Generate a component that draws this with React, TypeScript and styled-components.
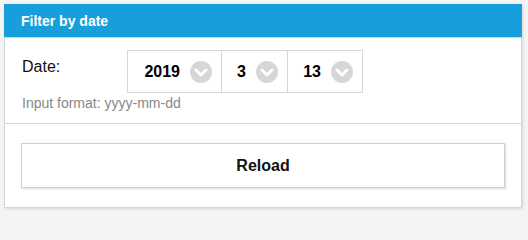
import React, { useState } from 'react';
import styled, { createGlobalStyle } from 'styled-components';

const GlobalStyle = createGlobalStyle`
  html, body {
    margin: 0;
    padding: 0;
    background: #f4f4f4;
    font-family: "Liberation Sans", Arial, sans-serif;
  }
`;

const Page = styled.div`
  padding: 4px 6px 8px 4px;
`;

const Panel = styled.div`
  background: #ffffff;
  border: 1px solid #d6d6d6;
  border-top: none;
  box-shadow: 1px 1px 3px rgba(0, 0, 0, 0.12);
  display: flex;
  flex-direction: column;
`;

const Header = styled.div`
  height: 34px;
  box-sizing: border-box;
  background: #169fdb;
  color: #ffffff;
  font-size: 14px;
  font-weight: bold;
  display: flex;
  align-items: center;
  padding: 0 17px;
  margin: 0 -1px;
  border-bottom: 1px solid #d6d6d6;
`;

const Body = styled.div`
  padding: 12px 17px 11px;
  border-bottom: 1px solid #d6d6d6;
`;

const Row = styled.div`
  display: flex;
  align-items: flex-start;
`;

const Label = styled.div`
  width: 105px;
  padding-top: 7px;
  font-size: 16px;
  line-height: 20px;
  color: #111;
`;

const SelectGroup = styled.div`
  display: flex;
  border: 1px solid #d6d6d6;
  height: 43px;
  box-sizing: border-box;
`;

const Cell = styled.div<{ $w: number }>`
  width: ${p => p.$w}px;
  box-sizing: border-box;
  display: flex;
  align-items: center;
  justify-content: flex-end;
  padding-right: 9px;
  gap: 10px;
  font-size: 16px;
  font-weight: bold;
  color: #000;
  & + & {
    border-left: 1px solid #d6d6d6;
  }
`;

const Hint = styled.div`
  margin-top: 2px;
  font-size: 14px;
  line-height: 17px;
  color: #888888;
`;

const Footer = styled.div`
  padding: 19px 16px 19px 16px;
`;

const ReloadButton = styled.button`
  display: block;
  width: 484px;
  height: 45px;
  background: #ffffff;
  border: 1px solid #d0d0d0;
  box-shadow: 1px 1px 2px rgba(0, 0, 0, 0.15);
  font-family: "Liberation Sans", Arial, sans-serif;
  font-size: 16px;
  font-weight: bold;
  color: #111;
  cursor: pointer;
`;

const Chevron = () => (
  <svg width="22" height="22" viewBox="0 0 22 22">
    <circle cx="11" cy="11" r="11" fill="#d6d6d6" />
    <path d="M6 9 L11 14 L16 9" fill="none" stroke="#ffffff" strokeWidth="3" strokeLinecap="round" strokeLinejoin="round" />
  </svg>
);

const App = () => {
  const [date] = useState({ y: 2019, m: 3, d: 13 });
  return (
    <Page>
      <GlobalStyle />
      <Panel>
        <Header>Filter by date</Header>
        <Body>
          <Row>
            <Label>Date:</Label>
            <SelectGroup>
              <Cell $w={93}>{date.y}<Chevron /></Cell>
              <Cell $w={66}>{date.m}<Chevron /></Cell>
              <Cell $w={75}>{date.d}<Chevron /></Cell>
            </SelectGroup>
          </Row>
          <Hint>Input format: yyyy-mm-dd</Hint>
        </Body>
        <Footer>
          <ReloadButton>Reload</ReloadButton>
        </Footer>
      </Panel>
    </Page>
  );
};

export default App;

* [Problem description]: Return the listing above in full and without alteration, excluding its pictures.

* [Task answer]:
Generate a component that draws this with React, TypeScript and styled-components.
import React, { useState } from 'react';
import styled, { createGlobalStyle } from 'styled-components';

const GlobalStyle = createGlobalStyle`
  html, body {
    margin: 0;
    padding: 0;
    background: #f4f4f4;
    font-family: "Liberation Sans", Arial, sans-serif;
  }
`;

const Page = styled.div`
  padding: 4px 6px 8px 4px;
`;

const Panel = styled.div`
  background: #ffffff;
  border: 1px solid #d6d6d6;
  border-top: none;
  box-shadow: 1px 1px 3px rgba(0, 0, 0, 0.12);
  display: flex;
  flex-direction: column;
`;

const Header = styled.div`
  height: 34px;
  box-sizing: border-box;
  background: #169fdb;
  color: #ffffff;
  font-size: 14px;
  font-weight: bold;
  display: flex;
  align-items: center;
  padding: 0 17px;
  margin: 0 -1px;
  border-bottom: 1px solid #d6d6d6;
`;

const Body = styled.div`
  padding: 12px 17px 11px;
  border-bottom: 1px solid #d6d6d6;
`;

const Row = styled.div`
  display: flex;
  align-items: flex-start;
`;

const Label = styled.div`
  width: 105px;
  padding-top: 7px;
  font-size: 16px;
  line-height: 20px;
  color: #111;
`;

const SelectGroup = styled.div`
  display: flex;
  border: 1px solid #d6d6d6;
  height: 43px;
  box-sizing: border-box;
`;

const Cell = styled.div<{ $w: number }>`
  width: ${p => p.$w}px;
  box-sizing: border-box;
  display: flex;
  align-items: center;
  justify-content: flex-end;
  padding-right: 9px;
  gap: 10px;
  font-size: 16px;
  font-weight: bold;
  color: #000;
  & + & {
    border-left: 1px solid #d6d6d6;
  }
`;

const Hint = styled.div`
  margin-top: 2px;
  font-size: 14px;
  line-height: 17px;
  color: #888888;
`;

const Footer = styled.div`
  padding: 19px 16px 19px 16px;
`;

const ReloadButton = styled.button`
  display: block;
  width: 484px;
  height: 45px;
  background: #ffffff;
  border: 1px solid #d0d0d0;
  box-shadow: 1px 1px 2px rgba(0, 0, 0, 0.15);
  font-family: "Liberation Sans", Arial, sans-serif;
  font-size: 16px;
  font-weight: bold;
  color: #111;
  cursor: pointer;
`;

const Chevron = () => (
  <svg width="22" height="22" viewBox="0 0 22 22">
    <circle cx="11" cy="11" r="11" fill="#d6d6d6" />
    <path d="M6 9 L11 14 L16 9" fill="none" stroke="#ffffff" strokeWidth="3" strokeLinecap="round" strokeLinejoin="round" />
  </svg>
);

const App = () => {
  const [date] = useState({ y: 2019, m: 3, d: 13 });
  return (
    <Page>
      <GlobalStyle />
      <Panel>
        <Header>Filter by date</Header>
        <Body>
          <Row>
            <Label>Date:</Label>
            <SelectGroup>
              <Cell $w={93}>{date.y}<Chevron /></Cell>
              <Cell $w={66}>{date.m}<Chevron /></Cell>
              <Cell $w={75}>{date.d}<Chevron /></Cell>
            </SelectGroup>
          </Row>
          <Hint>Input format: yyyy-mm-dd</Hint>
        </Body>
        <Footer>
          <ReloadButton>Reload</ReloadButton>
        </Footer>
      </Panel>
    </Page>
  );
};

export default App;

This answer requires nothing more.